* Exercise task *
For the copy, please give all of the data again exactly and leave the pictures out.

.....

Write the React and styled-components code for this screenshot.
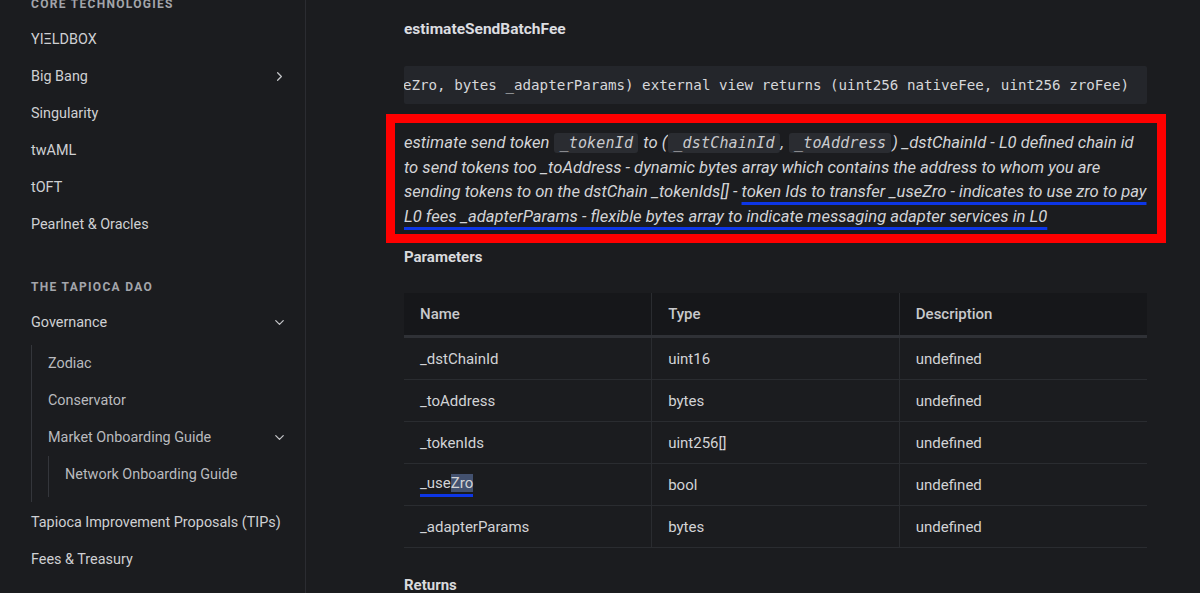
import styled, { createGlobalStyle } from "styled-components";
import { ChevronRight, ChevronDown } from "lucide-react";

const GlobalStyle = createGlobalStyle`
  html, body {
    margin: 0;
    padding: 0;
    background: #1b1c1f;
    overflow: hidden;
  }
  body {
    font-family: Roboto, "Liberation Sans", sans-serif;
    color: #d2d3d6;
  }
`;

const params = [
  { name: "_dstChainId", type: "uint16" },
  { name: "_toAddress", type: "bytes" },
  { name: "_tokenIds", type: "uint256[]" },
  { name: "_useZro", type: "bool", marked: true },
  { name: "_adapterParams", type: "bytes" },
];

function NavItem({ label, chevron }) {
  return (
    <Item>
      <span>{label}</span>
      {chevron === "right" && <ChevronRight size={15} strokeWidth={2} />}
      {chevron === "down" && <ChevronDown size={15} strokeWidth={2} />}
    </Item>
  );
}

export default function App() {
  return (
    <Page>
      <GlobalStyle />
      <Sidebar>
        <SideScroll>
          <SectionTitle>Core Technologies</SectionTitle>
          <NavItem label="YIΞLDBOX" />
          <NavItem label="Big Bang" chevron="right" />
          <NavItem label="Singularity" />
          <NavItem label="twAML" />
          <NavItem label="tOFT" />
          <NavItem label="Pearlnet & Oracles" />
          <SectionTitle>The Tapioca DAO</SectionTitle>
          <NavItem label="Governance" chevron="down" />
          <Nested>
            <NavItem label="Zodiac" />
            <NavItem label="Conservator" />
            <NavItem label="Market Onboarding Guide" chevron="down" />
            <Nested inner>
              <NavItem label="Network Onboarding Guide" />
            </Nested>
          </Nested>
          <NavItem label="Tapioca Improvement Proposals (TIPs)" />
          <NavItem label="Fees & Treasury" />
        </SideScroll>
      </Sidebar>
      <Main>
        <TopEdge />
        <Content>
          <FnTitle>estimateSendBatchFee</FnTitle>
          <CodeBlock>
            <code>
              function estimateSendBatchFee(uint16 _dstChainId, bytes _toAddress, uint256[] _tokenIds, bool _useZro, bytes _adapterParams) external view returns (uint256 nativeFee, uint256 zroFee)
            </code>
          </CodeBlock>
          <Highlight>
            <Description>
              estimate send token <InlineCode>_tokenId</InlineCode> to (
              <InlineCode>_dstChainId</InlineCode>,{" "}
              <InlineCode>_toAddress</InlineCode>) _dstChainId - L0 defined chain id
              to send tokens too _toAddress - dynamic bytes array which contains the
              address to whom you are sending tokens to on the dstChain _tokenIds[] -{" "}
              <Marked>
                token Ids to transfer _useZro - indicates to use zro to pay L0 fees
                _adapterParams - flexible bytes array to indicate messaging adapter
                services in L0
              </Marked>
            </Description>
          </Highlight>
          <SubTitle>Parameters</SubTitle>
          <Table>
            <thead>
              <tr>
                <Th>Name</Th>
                <Th>Type</Th>
                <Th>Description</Th>
              </tr>
            </thead>
            <tbody>
              {params.map((p) => (
                <tr key={p.name}>
                  <Td>
                    {p.marked ? (
                      <NameMark>
                        _use<Selected>Zro</Selected>
                      </NameMark>
                    ) : (
                      p.name
                    )}
                  </Td>
                  <Td>{p.type}</Td>
                  <Td>undefined</Td>
                </tr>
              ))}
            </tbody>
          </Table>
          <SubTitle>Returns</SubTitle>
        </Content>
      </Main>
    </Page>
  );
}

const Page = styled.div`
  display: flex;
  width: 1200px;
  height: 593px;
  overflow: hidden;
  background: #1b1c1f;
`;

const Sidebar = styled.aside`
  width: 305px;
  flex-shrink: 0;
  border-right: 1px solid #2b2c31;
  overflow: hidden;
`;

const SideScroll = styled.nav`
  margin-top: -40px;
  padding: 0 18px 0 31px;
`;

const SectionTitle = styled.div`
  padding: 36px 0 9px;
  font-size: 12px;
  line-height: 16px;
  font-weight: 700;
  letter-spacing: 1.3px;
  text-transform: uppercase;
  color: #a3a5ab;
`;

const Item = styled.div`
  display: flex;
  align-items: center;
  justify-content: space-between;
  height: 37px;
  font-size: 14.4px;
  color: #cfd0d3;
  svg {
    color: #c4c5c8;
  }
`;

const Nested = styled.div`
  margin: ${({ inner }) => (inner ? "0" : "4px 0 2px 0")};
  padding: ${({ inner }) => (inner ? "0 0 4px 16px" : "0 0 5px 16px")};
  border-left: 1px solid #34363b;
  & > div {
    color: #b9babe;
  }
`;

const Main = styled.main`
  flex: 1;
  display: flex;
  flex-direction: column;
  min-width: 0;
`;

const TopEdge = styled.div`
  height: 3px;
  background: #222328;
`;

const Content = styled.div`
  width: 743px;
  padding: 19px 0 0 98px;
`;

const FnTitle = styled.h3`
  margin: 0;
  font-size: 15.5px;
  line-height: 20px;
  font-weight: 700;
  color: #dcdde0;
`;

const CodeBlock = styled.pre`
  margin: 27px 0 0;
  height: 38px;
  display: flex;
  justify-content: flex-end;
  align-items: center;
  padding: 0 18px 0 0;
  overflow: hidden;
  background: #24262b;
  border-radius: 2px;
  font-family: "DejaVu Sans Mono", "Liberation Mono", monospace;
  font-size: 14.2px;
  color: #d6d7da;
  white-space: nowrap;
  code {
    flex-shrink: 0;
  }
`;

const Highlight = styled.div`
  margin: 10px -19px 0 -18px;
  border: 9px solid #ff0000;
  padding: 8px 9px 5px;
`;

const Description = styled.p`
  margin: 0;
  font-size: 16.6px;
  line-height: 24.5px;
  font-style: italic;
  color: #d3d4d7;
`;

const InlineCode = styled.code`
  margin: 0 1px;
  padding: 1px 5px;
  border-radius: 3px;
  background: #2a2c31;
  font-family: "DejaVu Sans Mono", "Liberation Mono", monospace;
  font-size: 15px;
  font-style: italic;
  letter-spacing: 0.2px;
  color: #c9cacd;
`;

const Marked = styled.span`
  text-decoration: underline;
  text-decoration-color: #0d36e6;
  text-decoration-thickness: 3px;
  text-underline-offset: 5px;
`;

const SubTitle = styled.h4`
  margin: 4px 0 0;
  font-size: 15px;
  line-height: 20px;
  font-weight: 700;
  color: #d9dadd;
  & + table {
    margin-top: 26px;
  }
  table + & {
    margin-top: 27px;
  }
`;

const Table = styled.table`
  width: 743px;
  border-collapse: collapse;
  table-layout: fixed;
  font-size: 15px;
  color: #d2d3d6;
`;

const Th = styled.th`
  height: 42px;
  padding: 0 16px;
  text-align: left;
  font-weight: 500;
  color: #c8c9cc;
  background: #16171a;
  border-bottom: 3px solid #2f3136;
  & + & {
    border-left: 1px solid #2a2c30;
  }
`;

const Td = styled.td`
  height: 41px;
  padding: 0 16px;
  border-bottom: 1px solid #2a2c30;
  & + & {
    border-left: 1px solid #2a2c30;
  }
`;

const NameMark = styled.span`
  display: inline-block;
  border-bottom: 3px solid #0d36e6;
  line-height: 22px;
`;

const Selected = styled.span`
  background: #43516f;
`;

.....

* The result *
Write the React and styled-components code for this screenshot.
import styled, { createGlobalStyle } from "styled-components";
import { ChevronRight, ChevronDown } from "lucide-react";

const GlobalStyle = createGlobalStyle`
  html, body {
    margin: 0;
    padding: 0;
    background: #1b1c1f;
    overflow: hidden;
  }
  body {
    font-family: Roboto, "Liberation Sans", sans-serif;
    color: #d2d3d6;
  }
`;

const params = [
  { name: "_dstChainId", type: "uint16" },
  { name: "_toAddress", type: "bytes" },
  { name: "_tokenIds", type: "uint256[]" },
  { name: "_useZro", type: "bool", marked: true },
  { name: "_adapterParams", type: "bytes" },
];

function NavItem({ label, chevron }) {
  return (
    <Item>
      <span>{label}</span>
      {chevron === "right" && <ChevronRight size={15} strokeWidth={2} />}
      {chevron === "down" && <ChevronDown size={15} strokeWidth={2} />}
    </Item>
  );
}

export default function App() {
  return (
    <Page>
      <GlobalStyle />
      <Sidebar>
        <SideScroll>
          <SectionTitle>Core Technologies</SectionTitle>
          <NavItem label="YIΞLDBOX" />
          <NavItem label="Big Bang" chevron="right" />
          <NavItem label="Singularity" />
          <NavItem label="twAML" />
          <NavItem label="tOFT" />
          <NavItem label="Pearlnet & Oracles" />
          <SectionTitle>The Tapioca DAO</SectionTitle>
          <NavItem label="Governance" chevron="down" />
          <Nested>
            <NavItem label="Zodiac" />
            <NavItem label="Conservator" />
            <NavItem label="Market Onboarding Guide" chevron="down" />
            <Nested inner>
              <NavItem label="Network Onboarding Guide" />
            </Nested>
          </Nested>
          <NavItem label="Tapioca Improvement Proposals (TIPs)" />
          <NavItem label="Fees & Treasury" />
        </SideScroll>
      </Sidebar>
      <Main>
        <TopEdge />
        <Content>
          <FnTitle>estimateSendBatchFee</FnTitle>
          <CodeBlock>
            <code>
              function estimateSendBatchFee(uint16 _dstChainId, bytes _toAddress, uint256[] _tokenIds, bool _useZro, bytes _adapterParams) external view returns (uint256 nativeFee, uint256 zroFee)
            </code>
          </CodeBlock>
          <Highlight>
            <Description>
              estimate send token <InlineCode>_tokenId</InlineCode> to (
              <InlineCode>_dstChainId</InlineCode>,{" "}
              <InlineCode>_toAddress</InlineCode>) _dstChainId - L0 defined chain id
              to send tokens too _toAddress - dynamic bytes array which contains the
              address to whom you are sending tokens to on the dstChain _tokenIds[] -{" "}
              <Marked>
                token Ids to transfer _useZro - indicates to use zro to pay L0 fees
                _adapterParams - flexible bytes array to indicate messaging adapter
                services in L0
              </Marked>
            </Description>
          </Highlight>
          <SubTitle>Parameters</SubTitle>
          <Table>
            <thead>
              <tr>
                <Th>Name</Th>
                <Th>Type</Th>
                <Th>Description</Th>
              </tr>
            </thead>
            <tbody>
              {params.map((p) => (
                <tr key={p.name}>
                  <Td>
                    {p.marked ? (
                      <NameMark>
                        _use<Selected>Zro</Selected>
                      </NameMark>
                    ) : (
                      p.name
                    )}
                  </Td>
                  <Td>{p.type}</Td>
                  <Td>undefined</Td>
                </tr>
              ))}
            </tbody>
          </Table>
          <SubTitle>Returns</SubTitle>
        </Content>
      </Main>
    </Page>
  );
}

const Page = styled.div`
  display: flex;
  width: 1200px;
  height: 593px;
  overflow: hidden;
  background: #1b1c1f;
`;

const Sidebar = styled.aside`
  width: 305px;
  flex-shrink: 0;
  border-right: 1px solid #2b2c31;
  overflow: hidden;
`;

const SideScroll = styled.nav`
  margin-top: -40px;
  padding: 0 18px 0 31px;
`;

const SectionTitle = styled.div`
  padding: 36px 0 9px;
  font-size: 12px;
  line-height: 16px;
  font-weight: 700;
  letter-spacing: 1.3px;
  text-transform: uppercase;
  color: #a3a5ab;
`;

const Item = styled.div`
  display: flex;
  align-items: center;
  justify-content: space-between;
  height: 37px;
  font-size: 14.4px;
  color: #cfd0d3;
  svg {
    color: #c4c5c8;
  }
`;

const Nested = styled.div`
  margin: ${({ inner }) => (inner ? "0" : "4px 0 2px 0")};
  padding: ${({ inner }) => (inner ? "0 0 4px 16px" : "0 0 5px 16px")};
  border-left: 1px solid #34363b;
  & > div {
    color: #b9babe;
  }
`;

const Main = styled.main`
  flex: 1;
  display: flex;
  flex-direction: column;
  min-width: 0;
`;

const TopEdge = styled.div`
  height: 3px;
  background: #222328;
`;

const Content = styled.div`
  width: 743px;
  padding: 19px 0 0 98px;
`;

const FnTitle = styled.h3`
  margin: 0;
  font-size: 15.5px;
  line-height: 20px;
  font-weight: 700;
  color: #dcdde0;
`;

const CodeBlock = styled.pre`
  margin: 27px 0 0;
  height: 38px;
  display: flex;
  justify-content: flex-end;
  align-items: center;
  padding: 0 18px 0 0;
  overflow: hidden;
  background: #24262b;
  border-radius: 2px;
  font-family: "DejaVu Sans Mono", "Liberation Mono", monospace;
  font-size: 14.2px;
  color: #d6d7da;
  white-space: nowrap;
  code {
    flex-shrink: 0;
  }
`;

const Highlight = styled.div`
  margin: 10px -19px 0 -18px;
  border: 9px solid #ff0000;
  padding: 8px 9px 5px;
`;

const Description = styled.p`
  margin: 0;
  font-size: 16.6px;
  line-height: 24.5px;
  font-style: italic;
  color: #d3d4d7;
`;

const InlineCode = styled.code`
  margin: 0 1px;
  padding: 1px 5px;
  border-radius: 3px;
  background: #2a2c31;
  font-family: "DejaVu Sans Mono", "Liberation Mono", monospace;
  font-size: 15px;
  font-style: italic;
  letter-spacing: 0.2px;
  color: #c9cacd;
`;

const Marked = styled.span`
  text-decoration: underline;
  text-decoration-color: #0d36e6;
  text-decoration-thickness: 3px;
  text-underline-offset: 5px;
`;

const SubTitle = styled.h4`
  margin: 4px 0 0;
  font-size: 15px;
  line-height: 20px;
  font-weight: 700;
  color: #d9dadd;
  & + table {
    margin-top: 26px;
  }
  table + & {
    margin-top: 27px;
  }
`;

const Table = styled.table`
  width: 743px;
  border-collapse: collapse;
  table-layout: fixed;
  font-size: 15px;
  color: #d2d3d6;
`;

const Th = styled.th`
  height: 42px;
  padding: 0 16px;
  text-align: left;
  font-weight: 500;
  color: #c8c9cc;
  background: #16171a;
  border-bottom: 3px solid #2f3136;
  & + & {
    border-left: 1px solid #2a2c30;
  }
`;

const Td = styled.td`
  height: 41px;
  padding: 0 16px;
  border-bottom: 1px solid #2a2c30;
  & + & {
    border-left: 1px solid #2a2c30;
  }
`;

const NameMark = styled.span`
  display: inline-block;
  border-bottom: 3px solid #0d36e6;
  line-height: 22px;
`;

const Selected = styled.span`
  background: #43516f;
`;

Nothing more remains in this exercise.